:: Your objective ::
Output the material word for word. Leave each picture out.

-----

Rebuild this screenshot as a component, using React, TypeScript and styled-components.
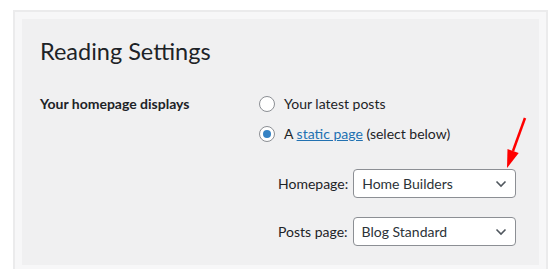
import styled, { createGlobalStyle } from "styled-components";

const GlobalStyle = createGlobalStyle`
	body {
		margin: 0;
		background: #ffffff;
		font-family: Lato, "Noto Sans", sans-serif;
		color: #1d2327;
	}
`;

const Frame = styled.div`
	margin: 10px 0 0 13px;
	width: 535px;
	box-sizing: border-box;
	border: 2px solid #ebebec;
	border-bottom: none;
	background: #f7f7f8;
	padding: 7px 7px 4px 7px;
`;

const Panel = styled.div`
	position: relative;
	background: #f0f0f1;
	height: 246px;
	box-sizing: border-box;
	padding: 18px 18px 0 18px;
`;

const Title = styled.h1`
	margin: 0;
	font-size: 23.5px;
	font-weight: 400;
	line-height: 29px;
	color: #1d2327;
`;

const FormRow = styled.div`
	display: grid;
	grid-template-columns: 219px 1fr;
	margin-top: 28px;
`;

const Label = styled.div`
	font-size: 14px;
	font-weight: 700;
	line-height: 20px;
`;

const Options = styled.div`
	display: flex;
	flex-direction: column;
	gap: 10px;
`;

const RadioRow = styled.label`
	display: flex;
	align-items: center;
	gap: 9px;
	font-size: 14px;
	line-height: 20px;
`;

const Radio = styled.span<{ $checked?: boolean }>`
	width: 16px;
	height: 16px;
	box-sizing: border-box;
	border-radius: 50%;
	border: 1px solid #8c8f94;
	background: #ffffff;
	display: flex;
	align-items: center;
	justify-content: center;

	&::after {
		content: "";
		width: 8px;
		height: 8px;
		border-radius: 50%;
		background: ${(p) => (p.$checked ? "#3582c4" : "transparent")};
	}
`;

const Link = styled.a`
	color: #2271b1;
	text-decoration: underline;
`;

const SubList = styled.div`
	display: flex;
	flex-direction: column;
	gap: 19px;
	margin-top: 15px;
	padding-left: 19px;
`;

const SelectRow = styled.div`
	display: flex;
	align-items: center;
	gap: 5px;
	font-size: 14px;
`;

const SelectBox = styled.div`
	width: 163px;
	height: 29px;
	box-sizing: border-box;
	border: 1px solid #8c8f94;
	border-radius: 4px;
	background: #ffffff;
	display: flex;
	align-items: center;
	justify-content: space-between;
	padding: 0 8px 0 8px;
	font-size: 14px;
	color: #2c3338;
`;

const Arrow = styled.svg`
	position: absolute;
	left: 480px;
	top: 95px;
`;

const Chevron = () => (
	<svg width="12" height="8" viewBox="0 0 12 8">
		<path d="M1.5 1.5 L6 6 L10.5 1.5" fill="none" stroke="#50575e" strokeWidth="1.6" />
	</svg>
);

export default function App() {
	return (
		<>
			<GlobalStyle />
			<Frame>
				<Panel>
					<Title>Reading Settings</Title>
					<FormRow>
						<Label>Your homepage displays</Label>
						<Options>
							<RadioRow>
								<Radio />
								Your latest posts
							</RadioRow>
							<RadioRow>
								<Radio $checked />
								<span>
									A <Link href="#">static page</Link> (select below)
								</span>
							</RadioRow>
							<SubList>
								<SelectRow>
									Homepage:
									<SelectBox>
										Home Builders
										<Chevron />
									</SelectBox>
								</SelectRow>
								<SelectRow>
									Posts page:
									<SelectBox>
										Blog Standard
										<Chevron />
									</SelectBox>
								</SelectRow>
							</SubList>
						</Options>
					</FormRow>
					<Arrow width="40" height="60" viewBox="0 0 40 60">
						<line x1="23" y1="4" x2="11" y2="37" stroke="#ff0000" strokeWidth="2.5" />
						<polygon points="5,54 16.7,39.1 5.5,35.1" fill="#ff0000" />
					</Arrow>
				</Panel>
			</Frame>
		</>
	);
}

-----

:: Result of the task ::
Rebuild this screenshot as a component, using React, TypeScript and styled-components.
import styled, { createGlobalStyle } from "styled-components";

const GlobalStyle = createGlobalStyle`
	body {
		margin: 0;
		background: #ffffff;
		font-family: Lato, "Noto Sans", sans-serif;
		color: #1d2327;
	}
`;

const Frame = styled.div`
	margin: 10px 0 0 13px;
	width: 535px;
	box-sizing: border-box;
	border: 2px solid #ebebec;
	border-bottom: none;
	background: #f7f7f8;
	padding: 7px 7px 4px 7px;
`;

const Panel = styled.div`
	position: relative;
	background: #f0f0f1;
	height: 246px;
	box-sizing: border-box;
	padding: 18px 18px 0 18px;
`;

const Title = styled.h1`
	margin: 0;
	font-size: 23.5px;
	font-weight: 400;
	line-height: 29px;
	color: #1d2327;
`;

const FormRow = styled.div`
	display: grid;
	grid-template-columns: 219px 1fr;
	margin-top: 28px;
`;

const Label = styled.div`
	font-size: 14px;
	font-weight: 700;
	line-height: 20px;
`;

const Options = styled.div`
	display: flex;
	flex-direction: column;
	gap: 10px;
`;

const RadioRow = styled.label`
	display: flex;
	align-items: center;
	gap: 9px;
	font-size: 14px;
	line-height: 20px;
`;

const Radio = styled.span<{ $checked?: boolean }>`
	width: 16px;
	height: 16px;
	box-sizing: border-box;
	border-radius: 50%;
	border: 1px solid #8c8f94;
	background: #ffffff;
	display: flex;
	align-items: center;
	justify-content: center;

	&::after {
		content: "";
		width: 8px;
		height: 8px;
		border-radius: 50%;
		background: ${(p) => (p.$checked ? "#3582c4" : "transparent")};
	}
`;

const Link = styled.a`
	color: #2271b1;
	text-decoration: underline;
`;

const SubList = styled.div`
	display: flex;
	flex-direction: column;
	gap: 19px;
	margin-top: 15px;
	padding-left: 19px;
`;

const SelectRow = styled.div`
	display: flex;
	align-items: center;
	gap: 5px;
	font-size: 14px;
`;

const SelectBox = styled.div`
	width: 163px;
	height: 29px;
	box-sizing: border-box;
	border: 1px solid #8c8f94;
	border-radius: 4px;
	background: #ffffff;
	display: flex;
	align-items: center;
	justify-content: space-between;
	padding: 0 8px 0 8px;
	font-size: 14px;
	color: #2c3338;
`;

const Arrow = styled.svg`
	position: absolute;
	left: 480px;
	top: 95px;
`;

const Chevron = () => (
	<svg width="12" height="8" viewBox="0 0 12 8">
		<path d="M1.5 1.5 L6 6 L10.5 1.5" fill="none" stroke="#50575e" strokeWidth="1.6" />
	</svg>
);

export default function App() {
	return (
		<>
			<GlobalStyle />
			<Frame>
				<Panel>
					<Title>Reading Settings</Title>
					<FormRow>
						<Label>Your homepage displays</Label>
						<Options>
							<RadioRow>
								<Radio />
								Your latest posts
							</RadioRow>
							<RadioRow>
								<Radio $checked />
								<span>
									A <Link href="#">static page</Link> (select below)
								</span>
							</RadioRow>
							<SubList>
								<SelectRow>
									Homepage:
									<SelectBox>
										Home Builders
										<Chevron />
									</SelectBox>
								</SelectRow>
								<SelectRow>
									Posts page:
									<SelectBox>
										Blog Standard
										<Chevron />
									</SelectBox>
								</SelectRow>
							</SubList>
						</Options>
					</FormRow>
					<Arrow width="40" height="60" viewBox="0 0 40 60">
						<line x1="23" y1="4" x2="11" y2="37" stroke="#ff0000" strokeWidth="2.5" />
						<polygon points="5,54 16.7,39.1 5.5,35.1" fill="#ff0000" />
					</Arrow>
				</Panel>
			</Frame>
		</>
	);
}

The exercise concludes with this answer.